## Objective
Repeat the material below exactly, with no pictures.

#### Data extract ####

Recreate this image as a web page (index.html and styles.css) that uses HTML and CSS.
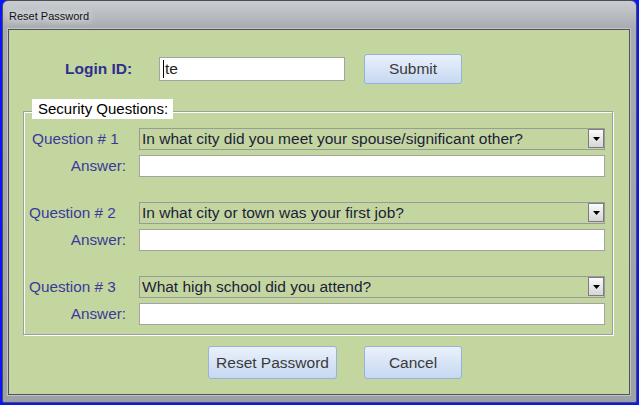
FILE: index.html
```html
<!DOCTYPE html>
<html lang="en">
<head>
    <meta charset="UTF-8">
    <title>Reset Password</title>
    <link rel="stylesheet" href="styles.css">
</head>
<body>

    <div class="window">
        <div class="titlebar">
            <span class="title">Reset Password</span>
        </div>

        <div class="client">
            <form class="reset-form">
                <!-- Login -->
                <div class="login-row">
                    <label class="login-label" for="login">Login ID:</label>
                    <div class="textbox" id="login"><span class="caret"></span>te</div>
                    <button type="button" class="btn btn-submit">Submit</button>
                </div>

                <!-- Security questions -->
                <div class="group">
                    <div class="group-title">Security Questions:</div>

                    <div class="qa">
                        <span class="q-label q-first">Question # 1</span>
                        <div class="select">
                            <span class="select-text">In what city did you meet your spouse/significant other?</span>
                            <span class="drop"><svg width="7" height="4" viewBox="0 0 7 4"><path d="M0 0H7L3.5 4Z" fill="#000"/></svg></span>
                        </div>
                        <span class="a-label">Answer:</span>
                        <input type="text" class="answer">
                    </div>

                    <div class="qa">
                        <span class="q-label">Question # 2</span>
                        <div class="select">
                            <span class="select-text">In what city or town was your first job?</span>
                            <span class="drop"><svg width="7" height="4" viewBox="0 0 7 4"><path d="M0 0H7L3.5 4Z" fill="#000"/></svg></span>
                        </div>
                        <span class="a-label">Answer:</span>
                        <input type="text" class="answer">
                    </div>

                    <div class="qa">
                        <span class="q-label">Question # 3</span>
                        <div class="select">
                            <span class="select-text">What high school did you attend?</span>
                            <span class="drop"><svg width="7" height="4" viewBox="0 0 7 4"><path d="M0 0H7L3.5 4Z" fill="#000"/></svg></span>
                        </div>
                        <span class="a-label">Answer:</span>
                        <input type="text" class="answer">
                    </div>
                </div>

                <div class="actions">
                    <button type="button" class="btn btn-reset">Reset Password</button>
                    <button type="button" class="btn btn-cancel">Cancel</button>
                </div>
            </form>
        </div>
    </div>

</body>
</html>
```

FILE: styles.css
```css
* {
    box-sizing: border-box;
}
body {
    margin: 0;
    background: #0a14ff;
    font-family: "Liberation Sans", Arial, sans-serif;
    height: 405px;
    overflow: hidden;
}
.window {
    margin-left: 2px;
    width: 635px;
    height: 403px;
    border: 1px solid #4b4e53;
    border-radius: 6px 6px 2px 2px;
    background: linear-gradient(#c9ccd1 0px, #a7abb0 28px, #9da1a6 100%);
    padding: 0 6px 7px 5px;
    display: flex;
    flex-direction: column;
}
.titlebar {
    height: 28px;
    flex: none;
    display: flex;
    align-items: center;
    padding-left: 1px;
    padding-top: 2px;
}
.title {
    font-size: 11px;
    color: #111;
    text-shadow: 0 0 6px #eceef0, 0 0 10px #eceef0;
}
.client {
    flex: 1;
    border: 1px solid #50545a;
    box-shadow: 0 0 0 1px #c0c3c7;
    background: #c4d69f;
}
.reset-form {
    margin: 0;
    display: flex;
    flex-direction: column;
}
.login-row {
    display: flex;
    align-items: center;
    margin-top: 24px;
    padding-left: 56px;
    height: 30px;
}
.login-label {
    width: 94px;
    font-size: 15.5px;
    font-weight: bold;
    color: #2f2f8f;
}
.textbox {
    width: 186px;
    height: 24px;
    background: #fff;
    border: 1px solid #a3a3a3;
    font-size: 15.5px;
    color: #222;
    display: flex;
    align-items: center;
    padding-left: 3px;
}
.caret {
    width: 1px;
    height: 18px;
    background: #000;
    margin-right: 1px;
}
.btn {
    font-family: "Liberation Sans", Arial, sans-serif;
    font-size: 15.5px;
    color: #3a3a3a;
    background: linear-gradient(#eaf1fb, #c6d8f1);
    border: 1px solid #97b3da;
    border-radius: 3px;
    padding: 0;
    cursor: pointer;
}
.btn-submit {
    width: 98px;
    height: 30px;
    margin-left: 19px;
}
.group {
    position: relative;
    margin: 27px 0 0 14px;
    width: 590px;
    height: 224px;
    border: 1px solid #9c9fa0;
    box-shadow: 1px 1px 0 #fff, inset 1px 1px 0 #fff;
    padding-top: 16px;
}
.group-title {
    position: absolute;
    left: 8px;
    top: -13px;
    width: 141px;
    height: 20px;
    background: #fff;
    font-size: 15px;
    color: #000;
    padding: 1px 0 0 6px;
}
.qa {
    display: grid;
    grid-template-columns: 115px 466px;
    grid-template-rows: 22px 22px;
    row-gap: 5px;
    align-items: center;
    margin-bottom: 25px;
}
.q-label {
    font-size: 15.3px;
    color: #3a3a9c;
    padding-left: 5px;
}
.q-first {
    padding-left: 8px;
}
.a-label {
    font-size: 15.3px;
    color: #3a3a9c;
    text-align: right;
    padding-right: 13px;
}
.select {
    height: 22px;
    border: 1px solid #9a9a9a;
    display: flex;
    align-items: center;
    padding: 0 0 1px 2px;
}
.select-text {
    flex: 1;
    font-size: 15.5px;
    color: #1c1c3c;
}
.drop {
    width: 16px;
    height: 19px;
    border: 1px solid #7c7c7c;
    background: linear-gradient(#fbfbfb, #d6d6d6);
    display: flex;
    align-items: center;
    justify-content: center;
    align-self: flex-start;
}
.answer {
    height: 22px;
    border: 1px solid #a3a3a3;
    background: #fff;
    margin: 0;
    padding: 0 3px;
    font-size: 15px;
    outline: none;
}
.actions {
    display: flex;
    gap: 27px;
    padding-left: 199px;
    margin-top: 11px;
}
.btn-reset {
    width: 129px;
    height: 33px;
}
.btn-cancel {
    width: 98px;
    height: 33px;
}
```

####

## Full solution
Recreate this image as a web page (index.html and styles.css) that uses HTML and CSS.
FILE: index.html
```html
<!DOCTYPE html>
<html lang="en">
<head>
    <meta charset="UTF-8">
    <title>Reset Password</title>
    <link rel="stylesheet" href="styles.css">
</head>
<body>

    <div class="window">
        <div class="titlebar">
            <span class="title">Reset Password</span>
        </div>

        <div class="client">
            <form class="reset-form">
                <!-- Login -->
                <div class="login-row">
                    <label class="login-label" for="login">Login ID:</label>
                    <div class="textbox" id="login"><span class="caret"></span>te</div>
                    <button type="button" class="btn btn-submit">Submit</button>
                </div>

                <!-- Security questions -->
                <div class="group">
                    <div class="group-title">Security Questions:</div>

                    <div class="qa">
                        <span class="q-label q-first">Question # 1</span>
                        <div class="select">
                            <span class="select-text">In what city did you meet your spouse/significant other?</span>
                            <span class="drop"><svg width="7" height="4" viewBox="0 0 7 4"><path d="M0 0H7L3.5 4Z" fill="#000"/></svg></span>
                        </div>
                        <span class="a-label">Answer:</span>
                        <input type="text" class="answer">
                    </div>

                    <div class="qa">
                        <span class="q-label">Question # 2</span>
                        <div class="select">
                            <span class="select-text">In what city or town was your first job?</span>
                            <span class="drop"><svg width="7" height="4" viewBox="0 0 7 4"><path d="M0 0H7L3.5 4Z" fill="#000"/></svg></span>
                        </div>
                        <span class="a-label">Answer:</span>
                        <input type="text" class="answer">
                    </div>

                    <div class="qa">
                        <span class="q-label">Question # 3</span>
                        <div class="select">
                            <span class="select-text">What high school did you attend?</span>
                            <span class="drop"><svg width="7" height="4" viewBox="0 0 7 4"><path d="M0 0H7L3.5 4Z" fill="#000"/></svg></span>
                        </div>
                        <span class="a-label">Answer:</span>
                        <input type="text" class="answer">
                    </div>
                </div>

                <div class="actions">
                    <button type="button" class="btn btn-reset">Reset Password</button>
                    <button type="button" class="btn btn-cancel">Cancel</button>
                </div>
            </form>
        </div>
    </div>

</body>
</html>
```

FILE: styles.css
```css
* {
    box-sizing: border-box;
}
body {
    margin: 0;
    background: #0a14ff;
    font-family: "Liberation Sans", Arial, sans-serif;
    height: 405px;
    overflow: hidden;
}
.window {
    margin-left: 2px;
    width: 635px;
    height: 403px;
    border: 1px solid #4b4e53;
    border-radius: 6px 6px 2px 2px;
    background: linear-gradient(#c9ccd1 0px, #a7abb0 28px, #9da1a6 100%);
    padding: 0 6px 7px 5px;
    display: flex;
    flex-direction: column;
}
.titlebar {
    height: 28px;
    flex: none;
    display: flex;
    align-items: center;
    padding-left: 1px;
    padding-top: 2px;
}
.title {
    font-size: 11px;
    color: #111;
    text-shadow: 0 0 6px #eceef0, 0 0 10px #eceef0;
}
.client {
    flex: 1;
    border: 1px solid #50545a;
    box-shadow: 0 0 0 1px #c0c3c7;
    background: #c4d69f;
}
.reset-form {
    margin: 0;
    display: flex;
    flex-direction: column;
}
.login-row {
    display: flex;
    align-items: center;
    margin-top: 24px;
    padding-left: 56px;
    height: 30px;
}
.login-label {
    width: 94px;
    font-size: 15.5px;
    font-weight: bold;
    color: #2f2f8f;
}
.textbox {
    width: 186px;
    height: 24px;
    background: #fff;
    border: 1px solid #a3a3a3;
    font-size: 15.5px;
    color: #222;
    display: flex;
    align-items: center;
    padding-left: 3px;
}
.caret {
    width: 1px;
    height: 18px;
    background: #000;
    margin-right: 1px;
}
.btn {
    font-family: "Liberation Sans", Arial, sans-serif;
    font-size: 15.5px;
    color: #3a3a3a;
    background: linear-gradient(#eaf1fb, #c6d8f1);
    border: 1px solid #97b3da;
    border-radius: 3px;
    padding: 0;
    cursor: pointer;
}
.btn-submit {
    width: 98px;
    height: 30px;
    margin-left: 19px;
}
.group {
    position: relative;
    margin: 27px 0 0 14px;
    width: 590px;
    height: 224px;
    border: 1px solid #9c9fa0;
    box-shadow: 1px 1px 0 #fff, inset 1px 1px 0 #fff;
    padding-top: 16px;
}
.group-title {
    position: absolute;
    left: 8px;
    top: -13px;
    width: 141px;
    height: 20px;
    background: #fff;
    font-size: 15px;
    color: #000;
    padding: 1px 0 0 6px;
}
.qa {
    display: grid;
    grid-template-columns: 115px 466px;
    grid-template-rows: 22px 22px;
    row-gap: 5px;
    align-items: center;
    margin-bottom: 25px;
}
.q-label {
    font-size: 15.3px;
    color: #3a3a9c;
    padding-left: 5px;
}
.q-first {
    padding-left: 8px;
}
.a-label {
    font-size: 15.3px;
    color: #3a3a9c;
    text-align: right;
    padding-right: 13px;
}
.select {
    height: 22px;
    border: 1px solid #9a9a9a;
    display: flex;
    align-items: center;
    padding: 0 0 1px 2px;
}
.select-text {
    flex: 1;
    font-size: 15.5px;
    color: #1c1c3c;
}
.drop {
    width: 16px;
    height: 19px;
    border: 1px solid #7c7c7c;
    background: linear-gradient(#fbfbfb, #d6d6d6);
    display: flex;
    align-items: center;
    justify-content: center;
    align-self: flex-start;
}
.answer {
    height: 22px;
    border: 1px solid #a3a3a3;
    background: #fff;
    margin: 0;
    padding: 0 3px;
    font-size: 15px;
    outline: none;
}
.actions {
    display: flex;
    gap: 27px;
    padding-left: 199px;
    margin-top: 11px;
}
.btn-reset {
    width: 129px;
    height: 33px;
}
.btn-cancel {
    width: 98px;
    height: 33px;
}
```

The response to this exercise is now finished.